__TASK REQUIREMENTS__
Sift the material for lines containing "components", and return them.

START DATA IN THIS EXERCISE

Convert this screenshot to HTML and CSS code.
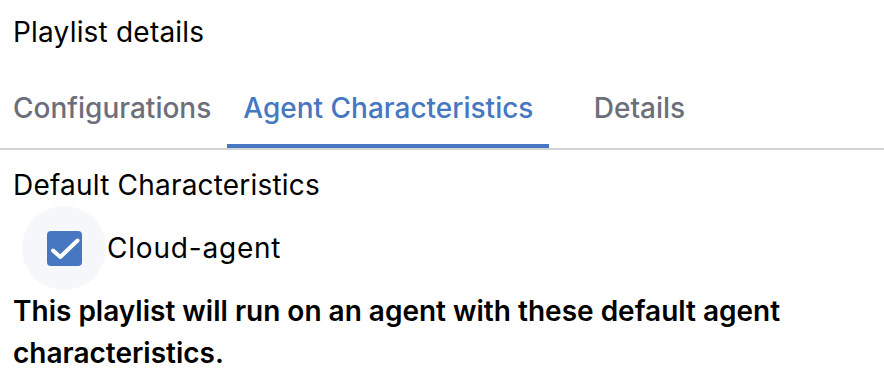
FILE: index.html
```html
<!DOCTYPE html>
<html lang="en">
<head>
    <meta charset="UTF-8">
    <meta name="viewport" content="width=device-width, initial-scale=1.0">
    <title>Playlist details</title>
    <link rel="stylesheet" href="styles.css">
</head>
<body>
    <div class="panel">
        <h1 class="title">Playlist details</h1>

        <div class="tabs">
            <div class="tab">Configurations</div>
            <div class="tab active">Agent Characteristics</div>
            <div class="tab">Details</div>
        </div>

        <div class="section">
            <div class="section-title">Default Characteristics</div>

            <label class="check-row">
                <span class="check-halo">
                    <span class="check-box">
                        <svg width="35" height="35" viewBox="0 0 35 35">
                            <path d="M6 19.5 L13.3 26 L30.5 9.5" fill="none" stroke="#fff" stroke-width="4" stroke-linecap="round" stroke-linejoin="round"/>
                        </svg>
                    </span>
                </span>
                <span class="check-label">Cloud-agent</span>
            </label>

            <p class="note">This playlist will run on an agent with these default agent characteristics.</p>
        </div>
    </div>
</body>
</html>
```

FILE: styles.css
```css
* {
    margin: 0;
    padding: 0;
    box-sizing: border-box;
}

body {
    font-family: Inter, 'Noto Sans', sans-serif;
    background: #ffffff;
    color: #000000;
    overflow: hidden;
}

.panel {
    padding: 16px 0 0 13px;
}

.title {
    font-size: 28px;
    font-weight: 400;
    line-height: 32px;
    letter-spacing: 0.2px;
}

.tabs {
    display: flex;
    margin: 20px 0 0 -29px;
    padding-left: 13px;
    border-bottom: 2px solid #d3d4d9;
}

.tab {
    height: 80px;
    min-width: 180px;
    padding: 0 16px;
    display: flex;
    align-items: center;
    justify-content: center;
    font-size: 28px;
    font-weight: 500;
    color: #6c6f7b;
}

.tab.active {
    color: #4677c0;
    box-shadow: inset 0 -4px 0 #4677c0;
}

.section {
    padding-top: 19px;
}

.section-title {
    font-size: 28px;
    line-height: 32px;
    letter-spacing: 0.2px;
}

.check-row {
    display: flex;
    align-items: center;
    margin: 5px 0 0 9px;
}

.check-halo {
    width: 84px;
    height: 84px;
    border-radius: 50%;
    background: #f6f7fa;
    display: flex;
    align-items: center;
    justify-content: center;
}

.check-box {
    width: 35px;
    height: 35px;
    border-radius: 4px;
    background: #4677c0;
    display: flex;
}

.check-label {
    font-size: 28px;
    margin-left: 1px;
    line-height: 32px;
    letter-spacing: 0.8px;
}

.note {
    font-size: 28px;
    font-weight: 600;
    line-height: 42px;
    max-width: 820px;
}
```
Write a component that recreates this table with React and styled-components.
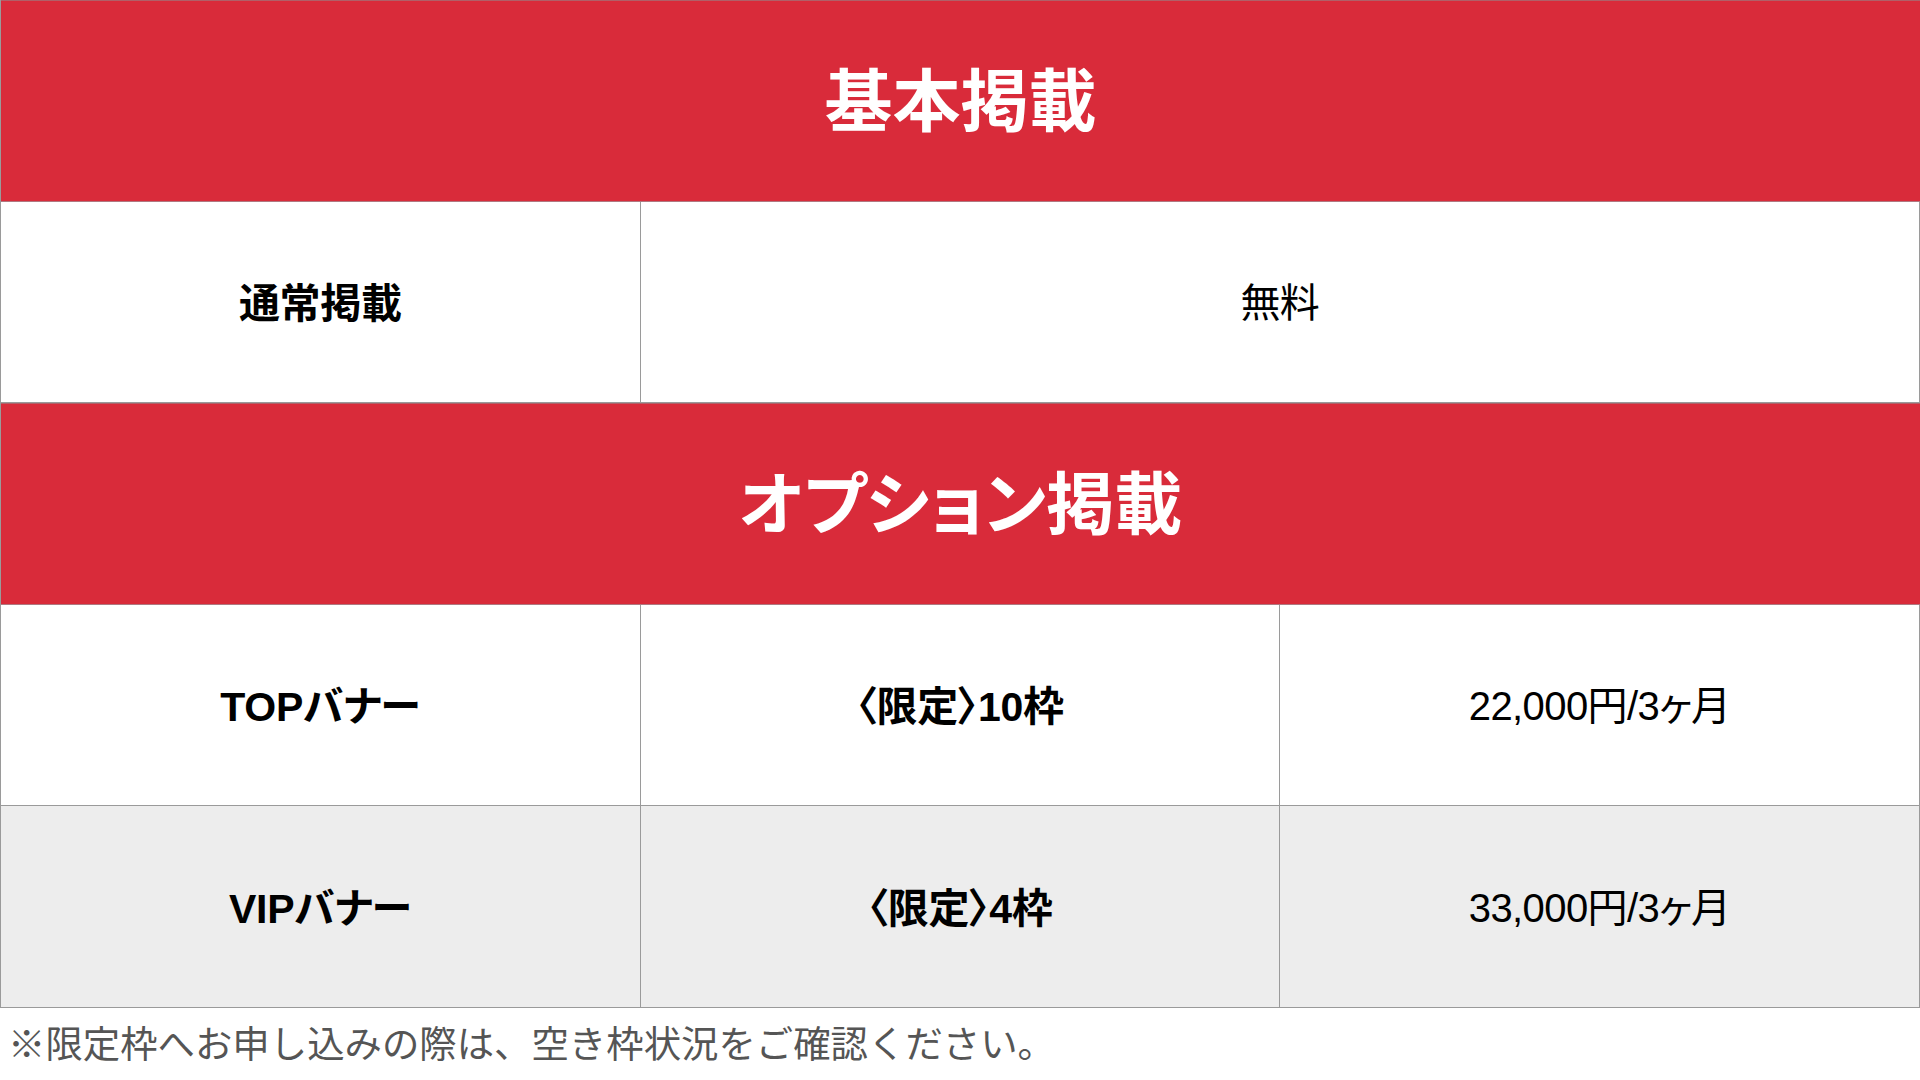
import styled, { createGlobalStyle } from "styled-components";

const GlobalStyle = createGlobalStyle`
    html, body {
        margin: 0;
        padding: 0;
        background: #ffffff;
    }
    body {
        font-family: "Liberation Sans", "Noto Sans CJK JP", sans-serif;
        color: #000;
    }
`

const Page = styled.div`
    width: 1920px;
    height: 1080px;
    display: flex;
    flex-direction: column;
    overflow: hidden;
`

const Table = styled.div`
    display: grid;
    grid-template-columns: repeat(3, 1fr);
    grid-auto-rows: 201.6px;
    border-left: 1px solid #9a9a9a;
`

const Banner = styled.div`
    grid-column: 1 / -1;
    background: #d92b3a;
    border-top: 1px solid #b06068;
    border-bottom: 1px solid #b07880;
    color: #fff;
    font-family: "Noto Sans CJK JP", sans-serif;
    font-weight: 700;
    font-size: 68px;
    font-feature-settings: "palt";
    display: flex;
    align-items: center;
    justify-content: center;
    padding-bottom: 8px;
`

const Cell = styled.div`
    grid-column: span ${p => p.$span || 1};
    background: ${p => p.$grey ? "#ededed" : "#ffffff"};
    border-right: 1px solid #9a9a9a;
    border-bottom: 1px solid #9a9a9a;
    display: flex;
    align-items: center;
    justify-content: center;
    font-size: ${p => p.$bold ? "41px" : "40px"};
    font-weight: ${p => p.$bold ? 700 : 400};
    font-feature-settings: "palt";
    letter-spacing: ${p => p.$bold ? "-0.3px" : "-0.6px"};
    padding-bottom: 4px;
`

const Note = styled.p`
    margin: 0;
    padding: 8px 0 0 8px;
    font-family: "Noto Sans CJK JP", sans-serif;
    font-size: 37.4px;
    color: #555555;
    line-height: 1.4;
`

const rows = [
    { name: "TOPバナー", limit: "〈限定〉10枠", price: "22,000円/3ヶ月" },
    { name: "VIPバナー", limit: "〈限定〉4枠", price: "33,000円/3ヶ月" },
]

const App = () => {
  return (
    <Page>
        <GlobalStyle />
        <Table>
            <Banner>基本掲載</Banner>
            <Cell $bold>通常掲載</Cell>
            <Cell $span={2}>無料</Cell>
            <Banner>オプション掲載</Banner>
            {
                rows.map((r, ind) => [
                    <Cell key={`n${ind}`} $bold $grey={ind % 2 === 1}>{r.name}</Cell>,
                    <Cell key={`l${ind}`} $bold $grey={ind % 2 === 1}>{r.limit}</Cell>,
                    <Cell key={`p${ind}`} $grey={ind % 2 === 1}>{r.price}</Cell>,
                ])
            }
        </Table>
        <Note>※限定枠へお申し込みの際は、空き枠状況をご確認ください。</Note>
    </Page>
  )
}

export default App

END DATA IN THIS EXERCISE

__TASK ANSWER__
Write a component that recreates this table with React and styled-components.
import styled, { createGlobalStyle } from "styled-components";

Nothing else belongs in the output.